Not all results of hypothesis tests are equal. A hypothesis test or test of statistical significance typically has a level of significance attached to it. This level of significance is a number that is typically denoted with the Greek letter alpha. One question that comes up in statistics class is, “What value of alpha should be used for our hypothesis tests?”

The answer to this question, as with many other questions in statistics is, “It depends on the situation.” We will explore what we mean by this. Many journals throughout different disciplines define that statistically significant results are those for which alpha is equal to 0.05 or 5%. But the main point to note is that there is not a universal value of alpha that should be used for all statistical tests.

### Commonly Used Values Levels of Significance

The number represented by alpha is a probability, so it can take a value of any nonnegative real number less than one. Although in theory any number between 0 and 1 can be used for alpha, when it comes to statistical practice this is not the case. Of all levels of significance the values of 0.10, 0.05 and 0.01 are the ones most commonly used for alpha. As we will see, there could be reasons for using values of alpha other than the most commonly used numbers.

### Level of Significance and Type I Errors

One consideration against a “one size fits all” value for alpha has to do with what this number is the probability of. The level of significance of a hypothesis test is exactly equal to the probability of a Type I error. A Type I error consists of incorrectly rejecting the null hypothesis when the null hypothesis is actually true. The smaller the value of alpha, the less likely it is that we reject a true null hypothesis.

There are different instances where it is more acceptable to have a Type I error. A larger value of alpha, even one greater than 0.10 may be appropriate when a smaller value of alpha results in a less desirable outcome.

In medical screening for a disease, consider the possibilities of a test that falsely tests positive for a disease with one that falsely tests negative for a disease. A false positive will result in anxiety for our patient, but will lead to other tests that will determine that the verdict of our test was indeed incorrect. A false negative will give our patient the incorrect assumption that he does not have a disease when he in fact does. The result is that the disease will not be treated. Given the choice we would rather have conditions that result in a false positive than a false negative.

In this situation we would gladly accept a greater value for alpha if it resulted in a tradeoff of a lower likelihood of a false negative.

### Level of Significance and P-Values

A level of significance is a value that we set to determine statistical significance. This is ends up being the standard by which we measure the calculated p-value of our test statistic. To say that a result is statistically significant at the level alpha just means that the p-value is less than alpha. For instance, for a value of alpha = 0.05, if the p-value is greater than 0.05, then we fail to reject the null hypothesis.

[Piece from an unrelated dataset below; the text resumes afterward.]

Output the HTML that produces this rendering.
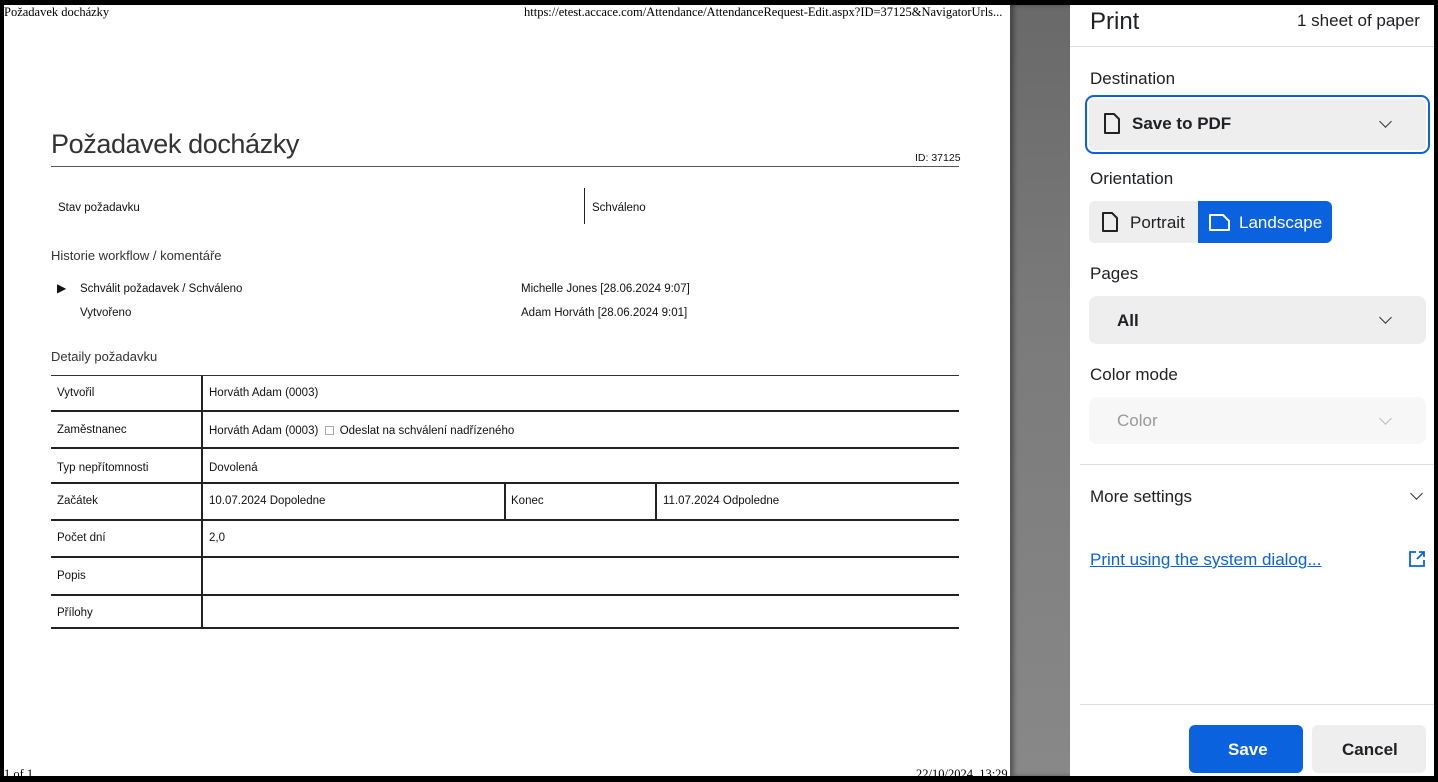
<!DOCTYPE html>
<html><head><meta charset="utf-8"><style>
*{margin:0;padding:0;box-sizing:border-box}
body{width:1438px;height:780px;background:#000;position:relative;overflow:hidden;font-family:"Liberation Sans",sans-serif}
.abs{position:absolute}
#page{left:4px;top:5px;width:1006px;height:771px;background:#fff;color:#111;font-size:11.5px}
#gray{left:1010px;top:5px;width:60px;height:771px;background:linear-gradient(#696969,#7a7a7a 40%,#888);box-shadow:inset 4px 0 4px rgba(0,0,0,.35)}
#side{left:1070px;top:5px;width:364px;height:771px;background:#fff;color:#202124}
.serif{font-family:"Liberation Serif",serif;font-size:12.5px;color:#000}
.hl{background:#222;height:2px}
.vl{background:#222;width:2px}
.t{position:absolute;white-space:nowrap}
.dd{position:absolute;background:#eee;border-radius:8px}
.lbl{position:absolute;font-size:17px;left:20px}
.chev{position:absolute;width:9px;height:9px;border-right:1.8px solid #333;border-bottom:1.8px solid #333;transform:rotate(45deg)}
</style></head><body>
<div id="page" class="abs">
  <div class="t serif" style="left:0;top:0">Požadavek docházky</div>
  <div class="t serif" style="left:520px;top:0">https://etest.accace.com/Attendance/AttendanceRequest-Edit.aspx?ID=37125&amp;NavigatorUrls...</div>
  <div class="t" style="left:47px;top:124px;font-size:27px;color:#333;letter-spacing:-0.4px">Požadavek docházky</div>
  <div class="t" style="left:911px;top:147px;font-size:10.5px">ID: 37125</div>
  <div class="abs" style="left:47px;top:161px;width:908px;height:1px;background:#555"></div>
  <div class="t" style="left:54px;top:197px">Stav požadavku</div>
  <div class="abs vl" style="left:580px;top:183px;width:1px;height:36px"></div>
  <div class="t" style="left:588px;top:197px">Schváleno</div>
  <div class="t" style="left:47px;top:243px;font-size:13px;color:#333">Historie workflow / komentáře</div>
  <div class="t" style="left:53px;top:276px;font-size:12px">▶</div>
  <div class="t" style="left:76px;top:278px">Schválit požadavek / Schváleno</div>
  <div class="t" style="left:517px;top:278px">Michelle Jones [28.06.2024 9:07]</div>
  <div class="t" style="left:76px;top:302px">Vytvořeno</div>
  <div class="t" style="left:517px;top:302px">Adam Horváth [28.06.2024 9:01]</div>
  <div class="t" style="left:47px;top:344px;font-size:13px;color:#333">Detaily požadavku</div>
  <div class="abs hl" style="left:47px;top:370px;width:908px;height:1px;background:#333"></div>
  <div class="abs hl" style="left:47px;top:405px;width:908px"></div>
  <div class="abs hl" style="left:47px;top:442px;width:908px"></div>
  <div class="abs hl" style="left:47px;top:477px;width:908px"></div>
  <div class="abs hl" style="left:47px;top:514px;width:908px"></div>
  <div class="abs hl" style="left:47px;top:551px;width:908px"></div>
  <div class="abs hl" style="left:47px;top:589px;width:908px"></div>
  <div class="abs hl" style="left:47px;top:622px;width:908px"></div>
  <div class="abs vl" style="left:197px;top:371px;height:252px"></div>
  <div class="abs vl" style="left:500px;top:478px;height:37px"></div>
  <div class="abs vl" style="left:651px;top:478px;height:37px"></div>
  <div class="t" style="left:53px;top:382px">Vytvořil</div>
  <div class="t" style="left:205px;top:382px">Horváth Adam (0003)</div>
  <div class="t" style="left:53px;top:419px">Zaměstnanec</div>
  <div class="t" style="left:205px;top:420px">Horváth Adam (0003) <span style="display:inline-block;width:9px;height:9px;border:1px solid #aaa;margin:0 3px -1px 3px"></span> Odeslat na schválení nadřízeného</div>
  <div class="t" style="left:53px;top:457px">Typ nepřítomnosti</div>
  <div class="t" style="left:205px;top:457px">Dovolená</div>
  <div class="t" style="left:53px;top:490px">Začátek</div>
  <div class="t" style="left:205px;top:490px">10.07.2024 Dopoledne</div>
  <div class="t" style="left:507px;top:490px">Konec</div>
  <div class="t" style="left:659px;top:490px">11.07.2024 Odpoledne</div>
  <div class="t" style="left:53px;top:527px">Počet dní</div>
  <div class="t" style="left:205px;top:527px">2,0</div>
  <div class="t" style="left:53px;top:565px">Popis</div>
  <div class="t" style="left:53px;top:602px">Přílohy</div>
  <div class="t serif" style="left:0;top:762px">1 of 1</div>
  <div class="t serif" style="left:912px;top:762px">22/10/2024, 13:29</div>
</div>
<div id="gray" class="abs"></div>
<div id="side" class="abs">
  <div class="t" style="left:20px;top:3px;font-size:24px">Print</div>
  <div class="t" style="left:227px;top:6px;font-size:17px">1 sheet of paper</div>
  <div class="abs" style="left:0;top:41px;width:364px;height:1px;background:#ddd"></div>
  <div class="lbl" style="top:64px">Destination</div>
  <div class="dd" style="left:15px;top:90px;width:345px;height:59px;border:2px solid #0b62de;border-radius:9px;background:#eee;box-shadow:inset 0 0 0 2px #fff"></div>
  <svg class="abs" style="left:33px;top:108px" width="18" height="22" viewBox="0 0 18 22"><path d="M2 1h9l5 5v14H2z" fill="none" stroke="#222" stroke-width="2" stroke-linejoin="round"/></svg>
  <div class="t" style="left:62px;top:109px;font-size:17px;font-weight:bold">Save to PDF</div>
  <div class="chev" style="left:311px;top:112px"></div>
  <div class="lbl" style="top:164px">Orientation</div>
  <div class="dd" style="left:19px;top:196px;width:243px;height:42px;border-radius:6px"></div>
  <div class="abs" style="left:128px;top:196px;width:134px;height:42px;background:#0b62de;border-radius:0 6px 6px 0"></div>
  <svg class="abs" style="left:31px;top:207px" width="18" height="21" viewBox="0 0 18 21"><path d="M2 1h9l5 5v13H2z" fill="none" stroke="#222" stroke-width="2" stroke-linejoin="round"/></svg>
  <div class="t" style="left:60px;top:208px;font-size:17px">Portrait</div>
  <svg class="abs" style="left:138px;top:208px" width="23" height="19" viewBox="0 0 23 19"><path d="M2 2h13l6 6v9H2z" fill="none" stroke="#fff" stroke-width="2" stroke-linejoin="round"/></svg>
  <div class="t" style="left:169px;top:208px;font-size:17px;color:#fff">Landscape</div>
  <div class="lbl" style="top:259px">Pages</div>
  <div class="dd" style="left:19px;top:291px;width:337px;height:48px"></div>
  <div class="t" style="left:47px;top:306px;font-size:17px;font-weight:bold">All</div>
  <div class="chev" style="left:311px;top:308px"></div>
  <div class="lbl" style="top:360px">Color mode</div>
  <div class="dd" style="left:19px;top:392px;width:337px;height:47px;background:#f7f7f7"></div>
  <div class="t" style="left:47px;top:406px;font-size:17px;color:#999">Color</div>
  <div class="chev" style="left:311px;top:409px;border-color:#bbb"></div>
  <div class="abs" style="left:10px;top:459px;width:354px;height:1px;background:#ddd"></div>
  <div class="lbl" style="top:482px">More settings</div>
  <div class="chev" style="left:342px;top:484px"></div>
  <div class="t" style="left:20px;top:545px;font-size:17px;color:#0b62de;text-decoration:underline">Print using the system dialog...</div>
  <svg class="abs" style="left:338px;top:545px" width="18" height="18" viewBox="0 0 18 18"><path d="M8 2H2v14h14v-6M11 2h5v5M16 2l-7 7" fill="none" stroke="#0b62de" stroke-width="1.8"/></svg>
  <div class="abs" style="left:10px;top:699px;width:354px;height:1px;background:#ddd"></div>
  <div class="abs" style="left:119px;top:720px;width:114px;height:48px;background:#0b62de;border-radius:6px"></div>
  <div class="t" style="left:158px;top:735px;font-size:17px;font-weight:bold;color:#fff">Save</div>
  <div class="abs" style="left:242px;top:720px;width:114px;height:48px;background:#eee;border-radius:6px"></div>
  <div class="t" style="left:272px;top:735px;font-size:17px;font-weight:bold">Cancel</div>
</div>
</body></html>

There are some instances in which we would need a very small p-value to reject a null hypothesis. If our null hypothesis concerns something that is widely accepted as true, then there must be a high degree of evidence in favor of rejecting the null hypothesis. This is provided by a p-value that is much smaller than the commonly used values for alpha.

### Conclusion

There is not one value of alpha that determines statistical significance. Although numbers such as 0.10, 0.05 and 0.01 are values commonly used for alpha, there is no overriding mathematical theorem that says these are the only levels of significance that we can use. As with many things in statistics we must think before we calculate and above all use common sense.